Suivant les conclusions du rapporteur public Olivier Henrard, le Conseil d'Etat a infirmé cette position. Lors de l'audience, le rapporteur public a souligné que la technique du tirage au sort entre plusieurs chantiers masqués présentait deux avantages : éviter les fuites et le favoritisme.

Trois conditions pour un recours au "marché caché"

Dans son arrêt, le Conseil d'Etat précise quant à lui que le tirage au sort d'un DQE masqué ne constitue pas un manquement aux obligations de mise en concurrence si trois conditions sont réunies. La première tient à ce que "les simulations correspondent toutes à l'objet du marché", la deuxième à ce que "le choix du contenu de la simulation n'ait pas pour effet d'en privilégier un aspect de telle sorte que le critère du prix s'en trouverait dénaturé", et la troisième condition est "que le montant des offres proposées par chaque candidat soit reconstitué en recourant à la même simulation".

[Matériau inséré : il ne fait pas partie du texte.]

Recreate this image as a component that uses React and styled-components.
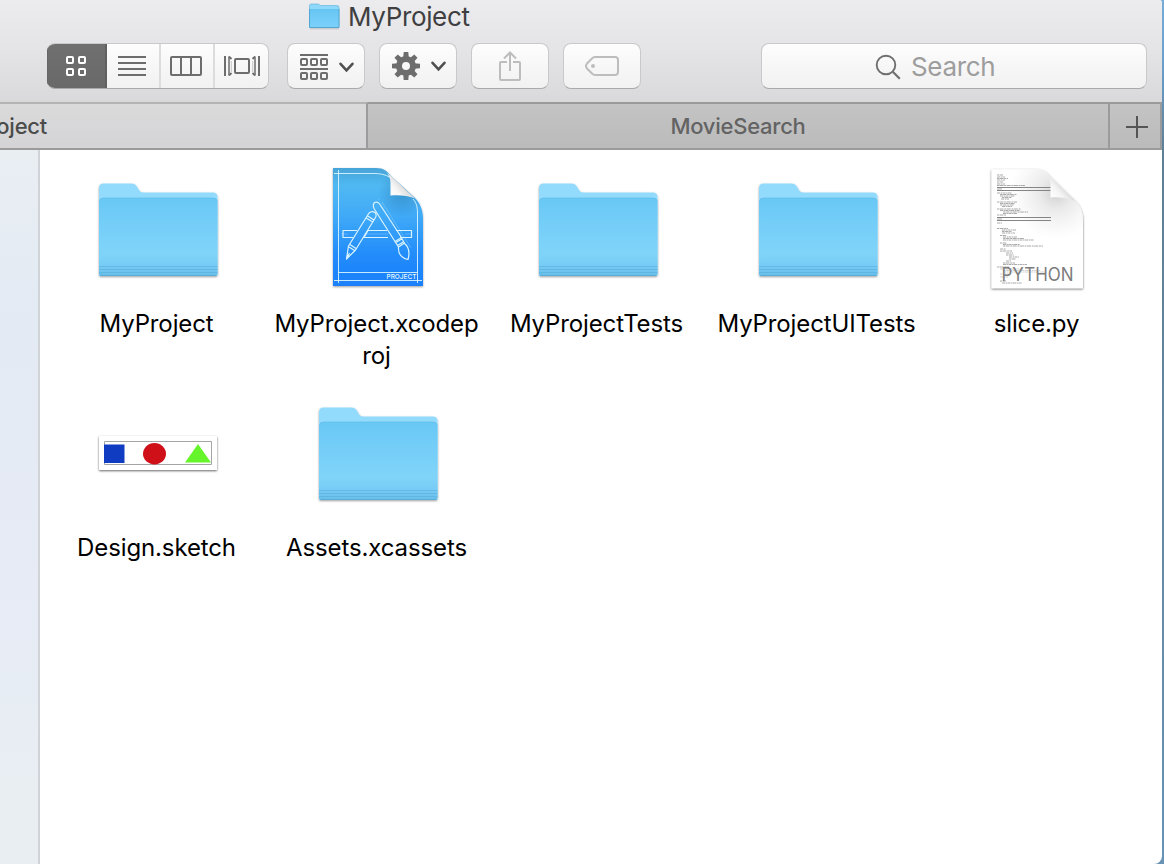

L'acheteur public peut donc élaborer des commandes fictives et procéder à un tirage au sort pour déterminer celle à partir de laquelle le critère du prix sera évalué, sans avoir à en informer les candidats et sans méconnaître ses obligations de mise en concurrence.
Le Conseil d'Etat a annulé l'ordonnance du juge du référé précontractuel pour avoir censuré à tort et de manière automatique "l'introduction du hasard dans la procédure de désignation du bénéficiaire".